Try this frosting on your next batch of cookies and let me know how it goes! Tag me on social media so I can see your beautiful creations, and don't forget to pin this recipe for your next cookie decorating session.

📖 The Complete Recipe
Buttercream Frosting for Cookies
This Buttercream Frosting for Cookies is creamy, silky, smooth, and hardens nicely. It's perfect for decorating sugar cookies and cut out cookies, and it does not require corn syrup to make it.
- Prep Time: 15 minutes
- Total Time: 15 minutes
- Yield: 4 cups 1x
- Category: Frosting
- Method: Mixing
- Cuisine: American
Ingredients
- 1 cup (225g) unsalted butter, softened to room temperature
- 3 cups (375g) powdered sugar
- 2 teaspoons pure vanilla extract
- ¼ teaspoon salt
- Heavy cream or milk (optional, for adjusting consistency)

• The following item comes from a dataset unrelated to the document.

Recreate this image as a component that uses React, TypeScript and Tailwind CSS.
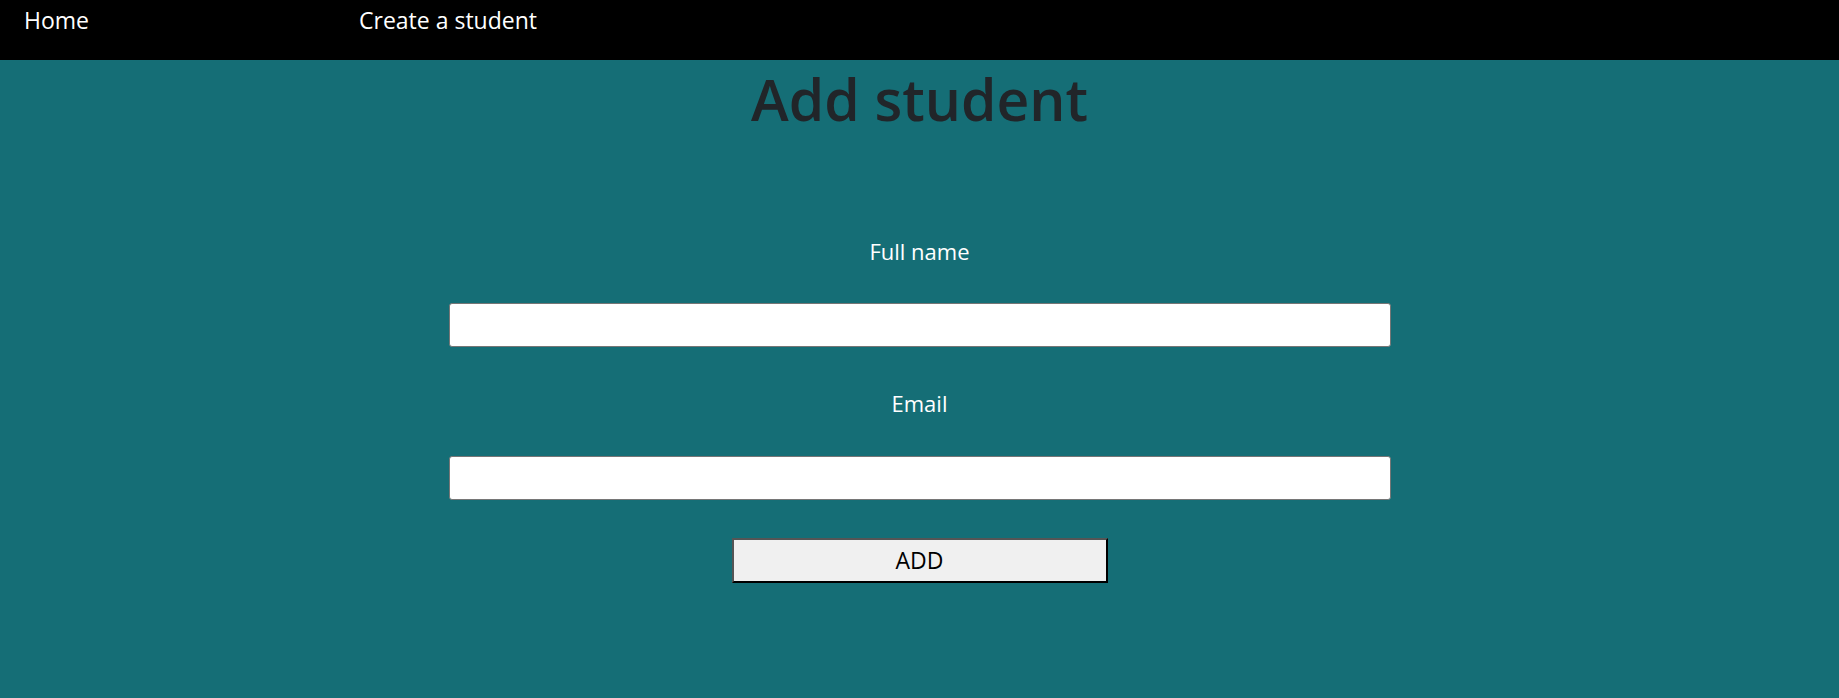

- Food coloring (optional)
Instructions
- In a large bowl using a hand mixer, or using a stand mixer fitted with a whisk or paddle attachment, beat the butter at medium speed for 1 minute until creamy.
- Decrease the speed to low, and gradually add the powdered sugar, vanilla extract, and salt. Beat until combined.
- When the sugar is mixed in, increase the speed to high and beat for 3 minutes until light and fluffy.
- If the frosting is too thick, add heavy cream or milk 1 teaspoon at a time and beat again. If it's too thin, add powdered sugar 2 tablespoons at a time and beat again.
Notes
- For best results, make sure butter is at room temperature (68-70°F).
- Sift powdered sugar before adding to prevent lumps.
- Use gel food coloring for vibrant colors without thinning the frosting.
- Frosting develops a light crust at room temperature in 2-3 hours.